The Rose and Crown

There’s always a good smattering of obscure, seldom-performed or minor plays at the Festival Fringe. Many prove to be hidden gems. Others provide the necessary evidence as to why they have been almost forgotten. The Rose and Crown probably falls somewhere in the middle.

It might give you something to chat about over a drink in your own local, but probably not for long.

J.B. Priestley wrote it in 1946 as a television drama for the BBC. A year later, he adapted it for the stage. It fits into his period of preoccupation with time. His most celebrated play, An Inspector Calls, was completed in 1945. This work is far less complex, almost simple, except for the appearance of the Stranger and the unsettling turn he gives to events.
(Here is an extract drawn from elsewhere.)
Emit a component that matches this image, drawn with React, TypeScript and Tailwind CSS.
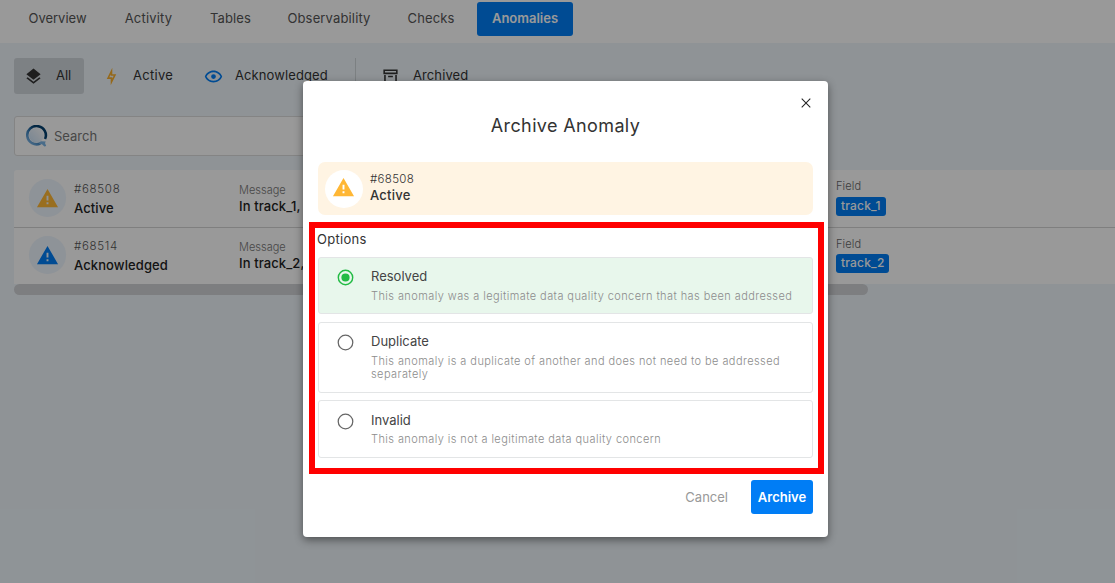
import type { ReactNode } from "react";

const paths = {
  layers: "M12,16L19.36,10.27L21,9L12,2L3,9L4.63,10.27M12,18.54L4.62,12.81L3,14.07L12,21.07L21,14.07L19.37,12.8L12,18.54Z",
  bolt: "M11 9.47V11H14.76L13 14.53V13H9.24L11 9.47M13 1L6 15H11V23L18 9H13V1Z",
  eye: "M12,9A3,3 0 0,1 15,12A3,3 0 0,1 12,15A3,3 0 0,1 9,12A3,3 0 0,1 12,9M12,4.5C17,4.5 21.27,7.61 23,12C21.27,16.39 17,19.5 12,19.5C7,19.5 2.73,16.39 1,12C2.73,7.61 7,4.5 12,4.5M3.18,12C4.83,15.36 8.24,17.5 12,17.5C15.76,17.5 19.17,15.36 20.82,12C19.17,8.64 15.76,6.5 12,6.5C8.24,6.5 4.83,8.64 3.18,12Z",
  archive: "M20 21H4V10H6V19H18V10H20V21M3 3H21V9H3V3M9.5 11H14.5C14.78 11 15 11.22 15 11.5V13H9V11.5C9 11.22 9.22 11 9.5 11M5 5V7H19V5H5Z",
  alert: "M13 14H11V9H13M13 18H11V16H13M1 21H23L12 2L1 21Z",
  close: "M19,6.1L17.9,5L12,10.9L6.1,5L5,6.1L10.9,12L5,17.9L6.1,19L12,13.1L17.9,19L19,17.9L13.1,12Z",
  radioOff: "M12,20.4A8.4,8.4 0 0,1 3.6,12A8.4,8.4 0 0,1 12,3.6A8.4,8.4 0 0,1 20.4,12A8.4,8.4 0 0,1 12,20.4M12,2A10,10 0 0,0 2,12A10,10 0 0,0 12,22A10,10 0 0,0 22,12A10,10 0 0,0 12,2Z",
  radioOn: "M12,20.2A8.2,8.2 0 0,1 3.8,12A8.2,8.2 0 0,1 12,3.8A8.2,8.2 0 0,1 20.2,12A8.2,8.2 0 0,1 12,20.2M12,2A10,10 0 0,0 2,12A10,10 0 0,0 12,22A10,10 0 0,0 22,12A10,10 0 0,0 12,2M12,6.8A5.2,5.2 0 0,0 6.8,12A5.2,5.2 0 0,0 12,17.2A5.2,5.2 0 0,0 17.2,12A5.2,5.2 0 0,0 12,6.8Z",
};

function Icon({ name, className }: { name: keyof typeof paths; className: string }) {
  return (
    <svg viewBox="0 0 24 24" fill="currentColor" className={`shrink-0 ${className}`}>
      <path d={paths[name]} />
    </svg>
  );
}

function QLogo() {
  return (
    <svg viewBox="0 0 22 22" className="h-[22px] w-[22px] shrink-0" fill="none">
      <defs>
        <linearGradient id="ring" x1="4" y1="19" x2="17" y2="5" gradientUnits="userSpaceOnUse">
          <stop offset="0" stopColor="#7cb4e4" />
          <stop offset="0.45" stopColor="#3a7fba" />
          <stop offset="0.8" stopColor="#04406f" />
        </linearGradient>
        <linearGradient id="core" x1="5" y1="16" x2="16" y2="6" gradientUnits="userSpaceOnUse">
          <stop offset="0" stopColor="#cfe3f6" />
          <stop offset="1" stopColor="#f6f9fd" />
        </linearGradient>
      </defs>
      <circle cx="10.4" cy="10.3" r="7.4" fill="url(#core)" />
      <path d="M19 14A9.3 9.1 0 1 0 14.3 18.5" stroke="url(#ring)" strokeWidth="2.6" />
      <path d="M13 19l1.6-2.8 5.2.2-.8 1.7 1.2 3-1.8.4-2.4-2.2z" fill="#7cb4e4" />
    </svg>
  );
}

const nav = [
  { label: "Overview", box: "w-[89px]" },
  { label: "Activity", box: "w-[79px] tracking-[0.2px]" },
  { label: "Tables", box: "w-[71px] tracking-[0.1px]" },
  { label: "Observability", box: "w-[112px] tracking-[0.15px]" },
  { label: "Checks", box: "w-[78px] tracking-[0.1px]" },
];

function Row({ id, status, tone, message, field, fieldClass, className }: {
  id: string; status: string; tone: string; message: string; field: string; fieldClass: string; className: string;
}) {
  return (
    <div className={`flex pl-[15px] ${className}`}>
      <div className="mt-[9px] flex h-[38px] w-[37px] items-center justify-center rounded-full bg-[#edf5fd]">
        <Icon name="alert" className={`h-[23px] w-[23px] ${tone}`} />
      </div>
      <div className="ml-2 w-[165px] pt-[11px]">
        <div className="text-[11.5px] leading-4 font-light tracking-[0.7px] text-[#555]">#{id}</div>
        <div className="mt-[3px] text-[13px] leading-4 font-medium tracking-[0.1px] text-[#222]">{status}</div>
      </div>
      <div className="w-[597px] pt-[12px] whitespace-nowrap">
        <div className="text-[11px] leading-4 font-light text-[#777]">Message</div>
        <div className="text-[13px] leading-4 font-medium tracking-[0.1px] text-[#222]">{message}</div>
      </div>
      <div className={fieldClass}>
        <div className="text-[11px] leading-4 font-light tracking-[0.1px] text-[#666]">Field</div>
        <div className="flex h-[19px] items-center rounded-[3px] bg-[#007df5] px-[5px] pb-px text-xs font-medium tracking-[0.2px] text-white">
          {field}
        </div>
      </div>
    </div>
  );
}

function Option({ title, checked, className, children }: {
  title: string; checked?: boolean; className: string; children: ReactNode;
}) {
  return (
    <div className={`flex rounded-[3px] border border-[#e3e5e6] pl-[16.5px] ${className}`}>
      <Icon
        name={checked ? "radioOn" : "radioOff"}
        className={`mt-[9.5px] h-[19px] w-[19px] ${checked ? "text-[#22bb44]" : "text-[#666]"}`}
      />
      <div className="ml-[16.5px] pt-[10px]">
        <div className="text-[13px] leading-4 text-[#444]">{title}</div>
        <div className="mt-[6px] text-[11px] leading-[13px] font-light tracking-[0.42px] whitespace-nowrap text-[#8c8c8c]">{children}</div>
      </div>
    </div>
  );
}

export default function App() {
  return (
    <div className="relative h-[583px] w-[1115px] overflow-hidden bg-[#eff6fb] font-['Inter',sans-serif] text-[#333]">
      <header className="flex h-[43px] gap-[7px] bg-white pt-[2px] pl-[13px]">
        {nav.map((n) => (
          <div key={n.label} className={`flex h-[34px] items-center justify-center text-[13px] text-[#555] ${n.box}`}>
            {n.label}
          </div>
        ))}
        <div className="flex h-[34px] w-[96px] items-center justify-center rounded-[3px] bg-[#007df5] text-[13px] font-semibold text-white">
          Anomalies
        </div>
      </header>

      <div className="mt-[15px] ml-[14px] flex h-[36px] items-center text-[13px] text-[#333]">
        <div className="flex h-[36px] w-[70px] items-center rounded-[3px] bg-[#d1d7dc] pl-[10px]">
          <Icon name="layers" className="h-[19px] w-[19px] text-[#333]" />
          <span className="ml-[13px]">All</span>
        </div>
        <Icon name="bolt" className="ml-[18px] h-[19px] w-[19px] text-[#f9af2e]" />
        <span className="ml-[12px] w-[70.5px] tracking-[0.3px]">Active</span>
        <Icon name="eye" className="h-[19px] w-[19px] text-[#007df5]" />
        <span className="ml-[12.5px] w-[120px] tracking-[0.1px]">Acknowledged</span>
        <div className="h-[36px] w-px bg-[#cfd5d9]" />
        <Icon name="archive" className="ml-[25px] h-[19px] w-[19px] text-[#333]" />
        <span className="ml-[13px] tracking-[0.1px]">Archived</span>
      </div>

      <div className="mt-[22px] ml-[14px] flex h-10 w-[500px] items-center rounded-[3px] border border-[#dcdcdc] bg-white pl-[11px] text-[13px] text-[#777]">
        <QLogo />
        <span className="ml-[6px] pt-px">Search</span>
      </div>

      <div className="mt-[14px] ml-[14px] rounded-tl-[3px] bg-white">
        <Row id="68508" status="Active" tone="text-[#ffb735]" message="In track_1, " field="track_1" fieldClass="pt-2 [&>div:last-child]:mt-[3px]" className="h-[58px] border-b border-[#d4d4d4]" />
        <Row id="68514" status="Acknowledged" tone="text-[#007df5]" message="In track_2, " field="track_2" fieldClass="pt-[9px] [&>div:last-child]:mt-[2px]" className="-mt-px h-[57px]" />
      </div>
      <div className="ml-[14px] h-[11px] w-[854px] rounded-full bg-[#d0d2d6]" />

      <div className="absolute inset-0 bg-black/40" />

      <div className="absolute top-[81px] left-[303px] flex h-[456px] w-[525px] flex-col rounded-[4px] bg-white px-[15px] shadow-[0_3px_8px_rgba(0,0,0,0.45)]">
        <div className="-mr-px flex h-[35px] items-center justify-end pt-[9px]">
          <Icon name="close" className="h-4 w-4 text-[#222]" />
        </div>
        <h1 className="text-center text-lg leading-5 tracking-[0.37px] text-[#333]">Archive Anomaly</h1>
        <div className="mt-[26px] flex h-[53px] items-center rounded-[7px] bg-[#fff4e3] pl-[7px]">
          <div className="flex h-[38px] w-[38px] items-center justify-center rounded-full bg-white">
            <Icon name="alert" className="-mt-[3px] mr-px h-[23px] w-[23px] text-[#ffb735]" />
          </div>
          <div className="ml-[7px] pb-[3px]">
            <div className="text-[11.5px] leading-4 font-light tracking-[0.3px] text-[#333]">#68508</div>
            <div className="text-[13px] leading-4 font-medium tracking-[0.25px] text-[#333]">Active</div>
          </div>
        </div>
        <div className="-ml-px mt-[16px] text-[13px] leading-4 tracking-[0.3px] text-[#333]">Options</div>
        <Option title="Resolved" checked className="mt-[10px] h-[57px] bg-[#e8f7ec]">
          This anomaly was a legitimate data quality concern that has been addressed
        </Option>
        <Option title="Duplicate" className="mt-2 h-[71px]">
          This anomaly is a duplicate of another and does not need to be addressed
          <br />
          separately
        </Option>
        <Option title="Invalid" className="mt-[7px] h-[58px] pt-px [&>div>div:last-child]:mt-[5px]">
          This anomaly is not a legitimate data quality concern
        </Option>
        <div className="mt-[22px] flex items-center justify-end text-[13px]">
          <span className="pt-px text-[#999]">Cancel</span>
          <div className="ml-[23px] flex h-[34px] w-[62px] items-center justify-center rounded-[3px] bg-[#007df5] pt-px font-semibold text-white">
            Archive
          </div>
        </div>
      </div>

      <div className="absolute top-[222px] left-[309px] h-[252px] w-[515px] border-[6px] border-[#ff0000]" />
    </div>
  );
}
The date is established in this production with famous radio clips of speeches from before during and after the Second World War. Rationing would not end until 1954 so as the customers gather in the pub there is moaning chat about food, clothing, the cold and a generally bleak future. Ages range from the young couple through the middle-aged and on to the old lady. Arbery Productions creates some classic stereotypes of the period, vaguely reminiscent of characters who might have been seen in the Rovers Return in the early years of Coronation Street. They rarely sparkle and attempts to define them are often overstated. The conversation is rather dull in content and languid in performance, plodding on from one topic to the next betraying old rivalries and bitterness. But then, the Stranger’s entrance causes a chill and the debate he throws them into certainly livens up proceedings. Now they must face up to what they said not that long ago.

The Rose and Crown is a classic piece of unremarkable and inoffensive amateur dramatics. It’s a good opportunity to see a plain performance of a rare work. It’s a reminder of how theatre and pubs used to be and explains why they have both moved on. It might give you something to chat about over a drink in your own local, but probably not for long.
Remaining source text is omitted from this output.